● Task to carry out: Return the count of lines that hold the string "index", with no other words.

BEGIN Provided data

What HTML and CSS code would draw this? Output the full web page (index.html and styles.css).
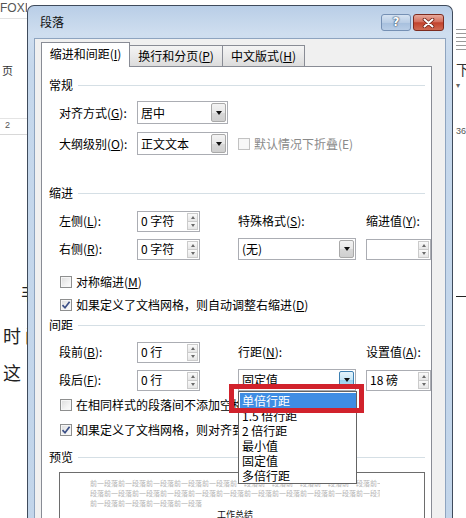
FILE: index.html
```html
<!DOCTYPE html>
<html lang="zh-CN">
<head>
<meta charset="utf-8">
<title>段落</title>
<link rel="stylesheet" href="styles.css">
</head>
<body>
<div class="screen">
  <div class="doc-left">
    <div class="dl-top">FOXIT</div>
    <div class="dl-page">页</div>
    <div class="dl-num">2</div>
    <div class="dl-big dl-fei">非</div>
    <div class="dl-big dl-shi">时间</div>
    <div class="dl-big dl-zhe">这</div>
  </div>

  <div class="dialog">
    <div class="titlebar">
      <span class="title">段落</span>
      <div class="tb-buttons">
        <div class="tb-btn help">?</div>
        <div class="tb-btn close">
          <svg width="13" height="10" viewBox="0 0 13 10">
            <path d="M2.5 1.5 L10.5 8.5 M10.5 1.5 L2.5 8.5" stroke="#6b1f14" stroke-width="3.6" stroke-linecap="round"/>
            <path d="M2.5 1.5 L10.5 8.5 M10.5 1.5 L2.5 8.5" stroke="#ffffff" stroke-width="2" stroke-linecap="round"/>
          </svg>
        </div>
      </div>
    </div>

    <div class="client">
      <div class="tabs">
        <div class="tab active">缩进和间距(<u>I</u>)</div>
        <div class="tab second">换行和分页(<u>P</u>)</div>
        <div class="tab third">中文版式(<u>H</u>)</div>
      </div>

      <div class="panel">
        <div class="group-head"><span>常规</span><i></i></div>
        <div class="grid general">
          <label class="lbl">对齐方式(<u>G</u>):</label>
          <div class="select w91"><span class="val">居中</span><b class="arrow"><i class="tri"></i></b></div>
          <div></div>
          <label class="lbl">大纲级别(<u>O</u>):</label>
          <div class="select w91"><span class="val">正文文本</span><b class="arrow"><i class="tri"></i></b></div>
          <div class="check disabled"><i class="box"></i><span>默认情况下折叠(E)</span></div>
        </div>

        <div class="group-head gh-indent"><span>缩进</span><i></i></div>
        <div class="grid four g-indent">
          <label class="lbl">左侧(<u>L</u>):</label>
          <div class="spin w63"><span class="val">0 字符</span><b class="spinbtns"><i class="up"></i><i class="down"></i></b></div>
          <label class="lbl">特殊格式(<u>S</u>):</label>
          <label class="lbl">缩进值(<u>Y</u>):</label>
          <label class="lbl">右侧(<u>R</u>):</label>
          <div class="spin w63"><span class="val">0 字符</span><b class="spinbtns"><i class="up"></i><i class="down"></i></b></div>
          <div class="select w118"><span class="val">(无)</span><b class="arrow"><i class="tri"></i></b></div>
          <div class="spin w65"><span class="val"></span><b class="spinbtns"><i class="up"></i><i class="down"></i></b></div>
        </div>

        <div class="check c-sym"><i class="box"></i><span>对称缩进(<u>M</u>)</span></div>
        <div class="check c-grid1 checked"><i class="box"><svg width="10" height="10" viewBox="0 0 10 10"><path d="M1.5 5.2 L4 7.8 L8.6 1.8" fill="none" stroke="#3b4f86" stroke-width="1.7"/></svg></i><span>如果定义了文档网格，则自动调整右缩进(<u>D</u>)</span></div>

        <div class="group-head gh-space"><span>间距</span><i></i></div>
        <div class="grid four g-space">
          <label class="lbl">段前(<u>B</u>):</label>
          <div class="spin w63"><span class="val">0 行</span><b class="spinbtns"><i class="up"></i><i class="down"></i></b></div>
          <label class="lbl">行距(<u>N</u>):</label>
          <label class="lbl">设置值(<u>A</u>):</label>
          <label class="lbl">段后(<u>F</u>):</label>
          <div class="spin w63"><span class="val">0 行</span><b class="spinbtns"><i class="up"></i><i class="down"></i></b></div>
          <div class="select w118 focus">
            <span class="val">固定值</span><b class="arrow"><i class="tri"></i></b>
            <ul class="dropdown">
              <li class="sel">单倍行距</li>
              <li>1.5 倍行距</li>
              <li>2 倍行距</li>
              <li>最小值</li>
              <li>固定值</li>
              <li>多倍行距</li>
            </ul>
            <div class="redbox"></div>
          </div>
          <div class="spin w65"><span class="val">18 磅</span><b class="spinbtns"><i class="up"></i><i class="down"></i></b></div>
        </div>

        <div class="check c-same"><i class="box"></i><span>在相同样式的段落间不添加空格(<u>C</u>)</span></div>
        <div class="check c-grid2 checked"><i class="box"><svg width="10" height="10" viewBox="0 0 10 10"><path d="M1.5 5.2 L4 7.8 L8.6 1.8" fill="none" stroke="#3b4f86" stroke-width="1.7"/></svg></i><span>如果定义了文档网格，则对齐到网格(<u>W</u>)</span></div>

        <div class="group-head gh-preview"><span>预览</span><i></i></div>
        <div class="preview">
          <div class="pv-line">前一段落前一段落前一段落前一段落前一段落前一段落前一段落前一段落前一段落前一段落前一段落</div>
          <div class="pv-line">段落前一段落前一段落前一段落前一段落前一段落前一段落前一段落前一段落前一段落前一段落</div>
          <div class="pv-line">前一段落前一段落前一段落前一段落</div>
          <div class="pv-title">工作总结</div>
        </div>
      </div>
    </div>
  </div>

  <div class="doc-right">
    <div class="dr-ruler"><i></i><i></i><i></i><i></i><i></i><i></i></div>
    <div class="dr-xia">下</div>
    <div class="dr-caret">▾</div>
    <div class="dr-num">36</div>
    <div class="dr-rule"></div>
  </div>
</div>
</body>
</html>
```

FILE: styles.css
```css
* { box-sizing: border-box; }
html, body { margin: 0; padding: 0; }
body {
  width: 466px;
  height: 518px;
  overflow: hidden;
  background: #fff;
  font-family: "Noto Sans CJK SC", "Noto Sans", sans-serif;
  font-size: 12px;
  color: #000;
}
u { text-decoration: underline; text-underline-offset: 1px; }

.screen {
  display: flex;
  align-items: flex-start;
  height: 518px;
  overflow: hidden;
}

/* ---------- Word document behind (left) ---------- */
.doc-left {
  width: 27px;
  height: 518px;
  flex: none;
  overflow: hidden;
  color: #333;
}
.dl-top {
  font-family: "Liberation Sans", sans-serif;
  font-size: 12px;
  line-height: 14px;
  padding-top: 1px;
  height: 19px;
  border-bottom: 1px solid #e2e2e2;
  white-space: nowrap;
  color: #555;
}
.dl-page {
  margin-top: 44px;
  padding-left: 2px;
  font-size: 11px;
  line-height: 14px;
  height: 56px;
  border-bottom: 1px solid #e4e4e4;
}
.dl-num {
  padding-left: 5px;
  font-family: "Liberation Sans", sans-serif;
  font-size: 9px;
  line-height: 12px;
  height: 16px;
  border-bottom: 1px solid #d8d8d8;
  color: #555;
}
.dl-big {
  font-size: 18px;
  line-height: 22px;
  color: #222;
  white-space: nowrap;
}
.dl-fei { margin-top: 146px; padding-left: 21px; }
.dl-shi { margin-top: 21px; padding-left: 3px; letter-spacing: 4px; }
.dl-zhe { margin-top: 15px; padding-left: 3px; }

/* ---------- Word document behind (right) ---------- */
.doc-right {
  width: 13px;
  height: 518px;
  flex: none;
  overflow: hidden;
  padding-left: 3px;
  color: #333;
}
.dr-ruler {
  margin-top: 29px;
  display: flex;
  flex-direction: column;
  gap: 3px;
}
.dr-ruler i { display: block; height: 1px; background: #9a9a9a; }
.dr-xia { margin-top: 11px; font-size: 14px; line-height: 16px; }
.dr-caret { font-size: 8px; line-height: 10px; color: #666; margin-top: 3px; }
.dr-num {
  margin-top: 36px;
  font-family: "Liberation Sans", sans-serif;
  font-size: 9px;
  line-height: 10px;
  color: #555;
}
.dr-rule { margin-top: 160px; height: 1px; background: #222; }

/* ---------- Dialog ---------- */
.dialog {
  width: 426px;
  height: 530px;
  margin-top: 5px;
  flex: none;
  border: 1px solid #3f4b5c;
  border-bottom: 0;
  border-radius: 7px 7px 0 0;
  background: linear-gradient(to bottom, #b9cee7 0, #cfdeef 28px, #c6d8ec 60px, #c2d5ea 100%);
  display: flex;
  flex-direction: column;
}
.titlebar {
  height: 32px;
  flex: none;
  display: flex;
  align-items: flex-start;
  padding: 0 8px 0 12px;
}
.title {
  line-height: 32px;
  font-size: 12px;
  color: #111;
}
.tb-buttons {
  margin-left: auto;
  margin-top: 8px;
  display: flex;
  gap: 2px;
}
.tb-btn {
  height: 17px;
  border-radius: 3px;
  display: flex;
  align-items: center;
  justify-content: center;
}
.help {
  width: 30px;
  border: 1px solid #7590b4;
  background: linear-gradient(to bottom, #d6e3f2 0, #b9cde5 50%, #a6bfdd 51%, #b8cde6 100%);
  color: #fff;
  font-family: "DejaVu Sans", sans-serif;
  font-weight: bold;
  font-size: 12px;
  line-height: 15px;
  text-shadow: 0 0 1px #364a66, 0 0 1px #364a66, 0 0 2px #4a607f;
}
.close {
  width: 31px;
  border: 1px solid #7d2b1f;
  background: linear-gradient(to bottom, #e8a99c 0, #d4705e 45%, #c2422c 52%, #cf6a52 100%);
}

.client {
  flex: 1;
  margin: 0 6px;
  border: 1px solid #8ea4bf;
  border-bottom: 0;
  background: #f0f0f0;
  padding: 0 13px 0 6px;
  overflow: hidden;
}

/* ---------- Tabs ---------- */
.tabs {
  display: flex;
  align-items: flex-end;
  height: 28px;
  padding-top: 3px;
}
.tab {
  height: 21px;
  margin-bottom: 1px;
  border: 1px solid #898c95;
  border-bottom: 0;
  background: linear-gradient(to bottom, #f4f4f4 0, #e9e9e9 50%, #dcdcdc 100%);
  display: flex;
  align-items: center;
  justify-content: center;
  font-size: 12px;
  line-height: 14px;
  white-space: nowrap;
}
.tab.active {
  position: relative;
  z-index: 2;
  height: 25px;
  margin-bottom: 0;
  width: 89px;
  background: #fff;
  padding-bottom: 2px;
}
.tab.second { width: 93px; border-left: 0; }
.tab.third { width: 82px; border-left: 0; }

/* ---------- Panel ---------- */
.panel {
  margin-top: -1px;
  height: 470px;
  border: 1px solid #898c95;
  background: #fff;
  padding: 10px 6px 0 7px;
}
.group-head {
  display: flex;
  align-items: center;
  height: 16px;
  gap: 5px;
  line-height: 16px;
}
.group-head i {
  flex: 1;
  height: 1px;
  background: #d5dfe5;
}
.gh-indent { margin-top: 30px; }
.gh-space { margin-top: 4px; }
.gh-preview { margin-top: 11px; }

.grid {
  display: grid;
  margin-left: 10px;
}
.general {
  grid-template-columns: 78px 101px auto;
  grid-template-rows: 23px 23px;
  row-gap: 8px;
  margin-top: 8px;
}
.four {
  grid-template-columns: 78px 101px 128px auto;
  grid-template-rows: 22px 22px;
  row-gap: 6px;
}
.g-indent { margin-top: 9px; }
.g-space { margin-top: 8px; }

.lbl {
  align-self: center;
  line-height: 16px;
  white-space: nowrap;
}

/* select / combobox */
.select {
  position: relative;
  display: flex;
  align-items: center;
  border: 1px solid #abadb3;
  background: #fff;
  height: 100%;
}
.w91 { width: 91px; }
.w118 { width: 118px; }
.select .val {
  flex: 1;
  padding-left: 3px;
  line-height: 16px;
  white-space: nowrap;
}
.arrow {
  width: 15px;
  align-self: stretch;
  margin: 1px;
  border: 1px solid #a9a9a9;
  border-radius: 2px;
  background: linear-gradient(to bottom, #f3f3f3 0, #e8e8e8 50%, #d8d8d8 51%, #cfcfcf 100%);
  display: flex;
  align-items: center;
  justify-content: center;
}
.tri {
  width: 0;
  height: 0;
  border-left: 3.5px solid transparent;
  border-right: 3.5px solid transparent;
  border-top: 4px solid #111;
}
.select.focus .arrow {
  border-color: #3c7fb1;
  background: linear-gradient(to bottom, #e5f4fc 0, #c4e5f6 50%, #98d1ef 51%, #b2ddf2 100%);
}

/* spin box */
.spin {
  display: flex;
  align-items: center;
  align-self: center;
  height: 21px;
  border: 1px solid #abadb3;
  background: #fff;
}
.w63 { width: 63px; }
.w65 { width: 65px; }
.spin .val {
  flex: 1;
  padding-left: 3px;
  line-height: 16px;
  white-space: nowrap;
}
.spinbtns {
  width: 11px;
  align-self: stretch;
  margin: 1px;
  display: flex;
  flex-direction: column;
}
.spinbtns i {
  flex: 1;
  border: 1px solid #cbcbcb;
  background: linear-gradient(to bottom, #fafafa, #e6e6e6);
  display: flex;
  align-items: center;
  justify-content: center;
}
.spinbtns i + i { border-top: 0; }
.spinbtns i::before {
  content: "";
  width: 0;
  height: 0;
  border-left: 2.5px solid transparent;
  border-right: 2.5px solid transparent;
}
.spinbtns .up::before { border-bottom: 3px solid #6a6a6a; }
.spinbtns .down::before { border-top: 3px solid #6a6a6a; }

/* checkbox */
.check {
  display: flex;
  align-items: center;
  gap: 4px;
  height: 16px;
  line-height: 16px;
  white-space: nowrap;
}
.check .box {
  width: 12px;
  height: 12px;
  flex: none;
  border: 1px solid #8e8f8f;
  background: linear-gradient(135deg, #dcdcdc 0, #f2f2f2 60%, #fdfdfd 100%);
  box-shadow: inset 0 0 0 1px #f6f6f6;
  display: flex;
  align-items: center;
  justify-content: center;
}
.check.disabled { color: #8a8a8a; align-self: center; }
.check.disabled .box { border-color: #c2c2c2; background: #f7f7f7; }
.c-sym, .c-grid1, .c-same, .c-grid2 { margin-left: 11px; }
.c-sym { margin-top: 14px; }
.c-grid1 { margin-top: 7px; }
.c-same { margin-top: 6px; }
.c-grid2 { margin-top: 9px; }

/* dropdown overlay */
.dropdown {
  position: absolute;
  left: -1px;
  top: 21px;
  width: 119px;
  margin: 0;
  padding: 1px 0 0 1px;
  list-style: none;
  border: 1px solid #646464;
  background: #fff;
  z-index: 5;
}
.dropdown li {
  height: 15px;
  line-height: 15px;
  padding-left: 2px;
  white-space: nowrap;
}
.dropdown li.sel {
  background: #3f8de3;
  color: #fff;
}
.redbox {
  position: absolute;
  left: -10px;
  top: 14px;
  width: 135px;
  height: 29px;
  border: 5px solid #d1222c;
  z-index: 6;
}

/* preview */
.preview {
  margin: 7px 0 0 10px;
  height: 80px;
  border: 1px solid #6d6d6d;
  padding: 5px 44px 0 30px;
  overflow: hidden;
}
.pv-line {
  font-size: 7px;
  line-height: 10px;
  height: 10px;
  color: #b4b4b4;
  white-space: nowrap;
  overflow: hidden;
}
.pv-title {
  margin-top: 2px;
  text-align: center;
  font-size: 9px;
  line-height: 10px;
  color: #111;
}
```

END Provided data

● Solution for this task: 5